Parents, from affluent to poor, are worse than the teachers, actually. They are enablers.

James| 7.7.11 @ 3:41PM

Many of us after years of hard manual labor suffer from crippling hand injuries so typing is difficult. These casual posts do not need the elegance of a PhD dissertation. The five typing mistakes I've made so far I will correct with my computers spell check.
And who is going to change your diaper in the old folks home if there are no young attendants?

dadfly| 6.30.11 @ 11:38PM

if we parents have to run the public schools; interview and employ teachers; get rid of bad teachers; keep a close rein on what is being taught; then why have public schools at all. we might as well do all this in a homeschool or private school setting. abolish the public education system. give vouchers for people who need them for children to attend private schools. voila, problem solved.

Handy| 7.1.11 @ 12:11AM

Me to prospectice teacher: What qualifications do you have?

Teacher to me: I have two Masters in Ed.: Literature and Cultural Studies.

Me to Teacher: Please explain what those mean, especially that Cultural Studies part.

Teacher to me: Well, it's very complicated, so you probably wouldn't understand.

Me to prospective teacher: So, if you are so good at teaching, teach me about all these so-called complexities.

Teacher to me: Frankly, we shouldn't be having this conversation. I have already been approved by the Affirmative Action Committee.

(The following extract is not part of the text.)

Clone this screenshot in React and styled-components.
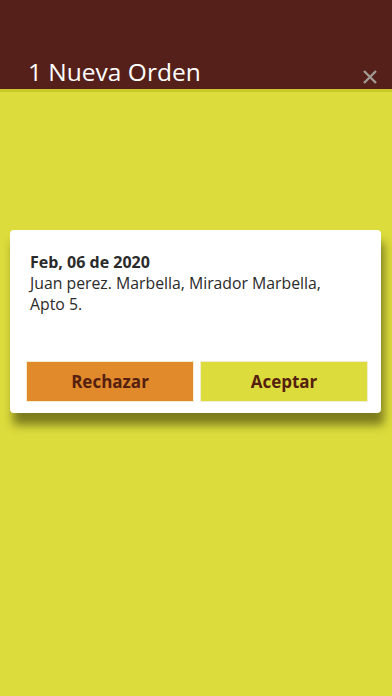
import React from 'react';
import styled, { createGlobalStyle } from 'styled-components';

const GlobalStyle = createGlobalStyle`
    html, body {
        margin: 0;
        padding: 0;
        height: 100%;
    }
    body {
        font-family: "Open Sans", "Liberation Sans", sans-serif;
        background: #dcdc3c;
    }
`;

const Screen = styled.div`
    width: 392px;
    height: 696px;
    background: #dcdc3c;
    display: flex;
    flex-direction: column;
`;

const Header = styled.header`
    height: 92px;
    background-color: #56201a;
    display: flex;
    align-items: flex-end;
    justify-content: space-between;
    padding: 0 14px 3px 28px;
    box-sizing: border-box;
    border-bottom: 3px solid #c8c82a;
`;

const Title = styled.h1`
    margin: 0;
    font-size: 24.5px;
    font-weight: 400;
    color: #ffffff;
    line-height: 32px;
    margin-bottom: -2px;
`;

const Close = styled.button`
    border: none;
    background: transparent;
    padding: 0;
    width: 16px;
    height: 16px;
    margin-bottom: 1px;
    display: flex;
    align-items: center;
    justify-content: center;
`;

const Body = styled.main`
    flex: 1;
    padding: 138px 11px 0 10px;
`;

const Card = styled.div`
    background: #ffffff;
    border-radius: 4px;
    box-shadow: 3px 12px 10px rgba(60, 60, 10, 0.6);
    padding: 22px 13px 11px 16px;
    display: flex;
    flex-direction: column;
`;

const DateLine = styled.div`
    font-weight: 700;
    font-size: 16px;
    color: #2a2a2a;
    line-height: 21px;
    padding-left: 4px;
`;

const Address = styled.div`
    font-size: 15.8px;
    color: #2a2a2a;
    line-height: 21px;
    padding-left: 4px;
`;

const Actions = styled.div`
    display: flex;
    gap: 6px;
    margin-top: 46px;
`;

const Action = styled.button`
    flex: 1;
    height: 41px;
    border: 1px solid #f3ecd0;
    background: ${p => (p.$variant === 'reject' ? '#e08a2c' : '#dcdc3c')};
    color: #55200f;
    font-family: "Open Sans", "Liberation Sans", sans-serif;
    font-weight: 700;
    font-size: 17px;
`;

export default function App() {
    return (
        <>
            <GlobalStyle />
            <Screen>
                <Header>
                    <Title>1 Nueva Orden</Title>
                    <Close aria-label="cerrar">
                        <svg width="14" height="14" viewBox="0 0 14 14">
                            <path d="M1 1 L13 13 M13 1 L1 13" stroke="#a29a95" strokeWidth="2.4" />
                        </svg>
                    </Close>
                </Header>
                <Body>
                    <Card>
                        <DateLine>Feb, 06 de 2020</DateLine>
                        <Address>
                            Juan perez. Marbella, Mirador Marbella,
                            <br />
                            Apto 5.
                        </Address>
                        <Actions>
                            <Action $variant="reject">Rechazar</Action>
                            <Action $variant="accept">Aceptar</Action>
                        </Actions>
                    </Card>
                </Body>
            </Screen>
        </>
    );
}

weddingdress | 7.1.11 @ 12:35AM

if we parents have to run the public schools; interview and employ teachers; get rid of bad teachers; keep a close rein on what is being taught; then why have public schools at all. we might as well do all this in a homeschool or private school setting. abolish the public education system. give vouchers for people who need them for children to attend private schools. voila, problem solved.

Handy| 7.1.11 @ 5:23AM

They wouldn't need vouchers if they didn't breed above their income level in the first place.